Aos investigadores, os inquiridos também apontaram o que dizem ser preciso mudar na profissão, repetindo o que tem sido dito pela voz dos sindicatos: melhores condições de trabalho, menos carga administrativa, modernização das infraestruturas, e mais professores e técnicos que apoiem quem já está na sala de aula, até porque há cada vez mais alunos estrangeiros e com necessidades educativas especais.
Os professores defendem que é urgente apostar na saúde mental e no bem-estar, assim como no desenvolvimento de estratégias de sala de aula para lidar com a indisciplina.
Ensino privado
Numa comparação entre ensino privado e público, os investigadores perceberam que um em cada quatro professores do privado (24%) admitiu passar a dar aulas numa escola pública em breve. A estes juntam-se outros 18% que, quando questionados sobre uma possível transferência para o ensino público, disseram estar indecisos.
Numa comparação entre mais novos e mais velhos, cerca de 60% dos professores consideram que os colegas em início de carreira chegam às escolas com pior formação pedagógica e científica e poucos sabem que existem programas formais de acolhimento.
Já a formação contínua é praticamente universal, com 99% dos docentes a participarem em ações de formação, sobretudo nas áreas de tecnologias educativas, atualização disciplinar e metodologias pedagógicas.
Uso de "smartphones" mais limitado nos colégios
Neste ano letivo, entrou em vigor a proibição de telemóveis inteligentes nos 1.º e 2.º ciclos. Entre março e junho deste ano, quando os "smartphones" ainda não eram proibidos entre os alunos mais novos, professores e diretores de escolas de todo o país responderam a um inquérito que revelou que 89% escolas privadas do 1.º ciclo assim como em 59% das escolas públicas já não permitiam o seu uso.
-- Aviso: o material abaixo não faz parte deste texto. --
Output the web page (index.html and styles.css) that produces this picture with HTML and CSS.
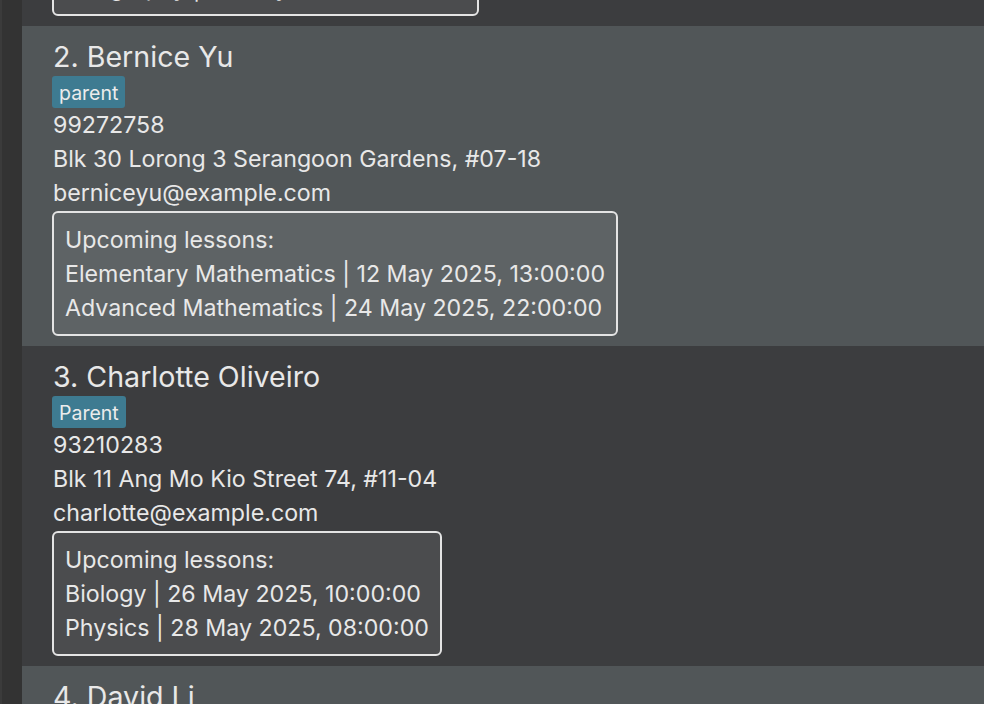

As conclusões, incluídas agora no estudo "A Voz dos Professores: Motivações, Desafios e Barreiras ao Desenvolvimento da Carreira", mostram que 35% das escolas públicas e 43% das privadas tinham regras restritivas.
Se as novas tecnologias podem ser vistas com receio tendo em conta o uso abusivo por parte das crianças, também vieram alargar as oportunidades educativas e de gestão escolar.
No ano passado, por exemplo, a maioria dos professores já recorreu a técnicas usadas em jogos para tornar as matérias mais atrativas e usou Inteligência Artificial (IA) para preparar as aulas.
O investigador João Carlos Cerejeira Silva, da Universidade do Minho, um dos coautores do estudo, salienta que estas duas práticas são mais habituais nas escolas privadas e entre os docentes mais novos, segundo as respostas de 3767 professores de 731 escolas do ensino básico e secundário.
No entanto, os professores queixam-se que continua a faltar apoio técnico para os ajudar com as novas tecnologias, assim como faltam equipamentos para docentes e alunos. Alguns denunciaram não ter ainda acesso a uma rede de internet de qualidade, assim como os seus alunos e famílias não têm formação adequada para usar os recursos digitais disponibilizados.